I like brands that endure.

I wear Brooks Brothers (1818), Orvis (1856) and LL Bean (1912) clothing.

My aftershave is Pinald (1810).

I drive a BMW (1912 again).

And I live in an old town in New England that was settled in 1649 in a house built in 1927. The house we lived in before this one was built in 1770.

All of this is not a coincidence. I like to think that the brands I favor have stood the test of time. These brands deliver quality and value even as they have adapted to changing market conditions, competitive threats and new ways of doing business.

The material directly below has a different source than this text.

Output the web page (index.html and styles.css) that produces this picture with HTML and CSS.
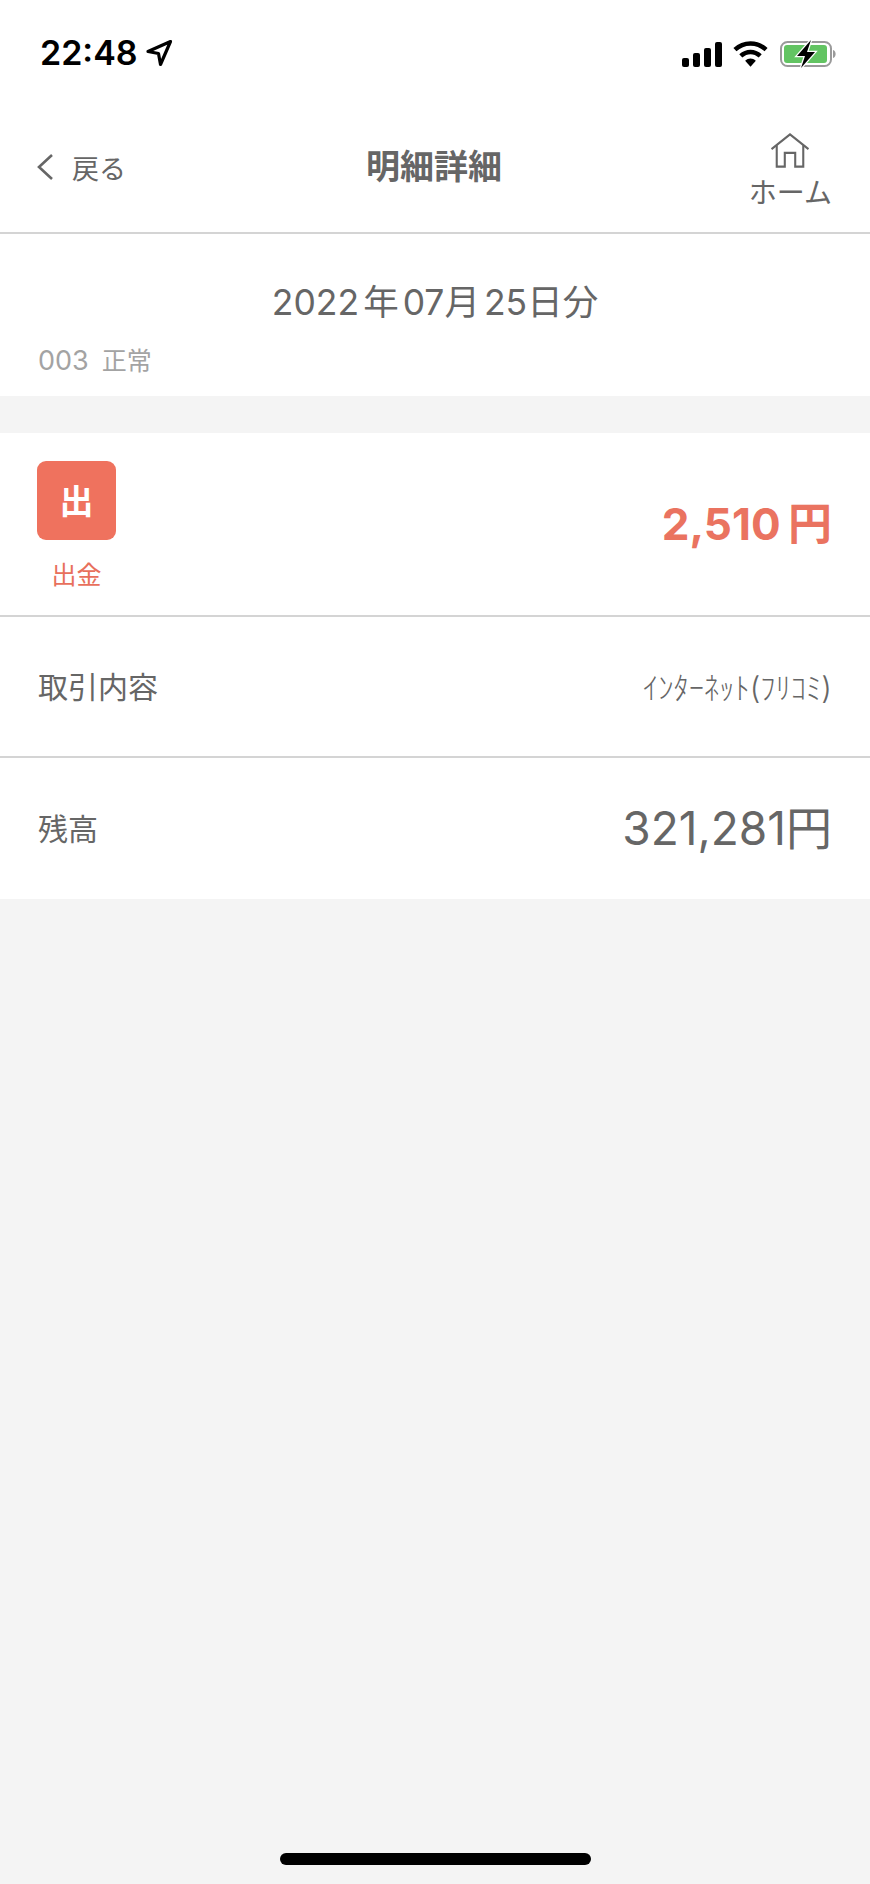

There’s another reason I have stuck with these brands for years well beyond the fact that I am an intensely loyal person. There are emotional and often irrational reasons I like brands in the first place. It’s pretty clear that I have not picked my brands because they were the lowest cost or that they deliver the highest status. I’ve selected them because they work for me functionally and passionately. The $7 after shave that I buy at the drug store has little in common with my 5 series BMW. On the surface, there is little commonality. Beneath the surface these purchases are very much the same. They all are interesting. I feel good buying them. And I enjoy using them.

When it comes to building brands, I want to create brands that will last. This includes offering both practical benefits and emotional connections to our audiences. I want my brands to be logical, distinctive, interesting and at the same time familiar.

There’s something irrationally rational about brands. That’s the puzzle we marketers try to solve every day.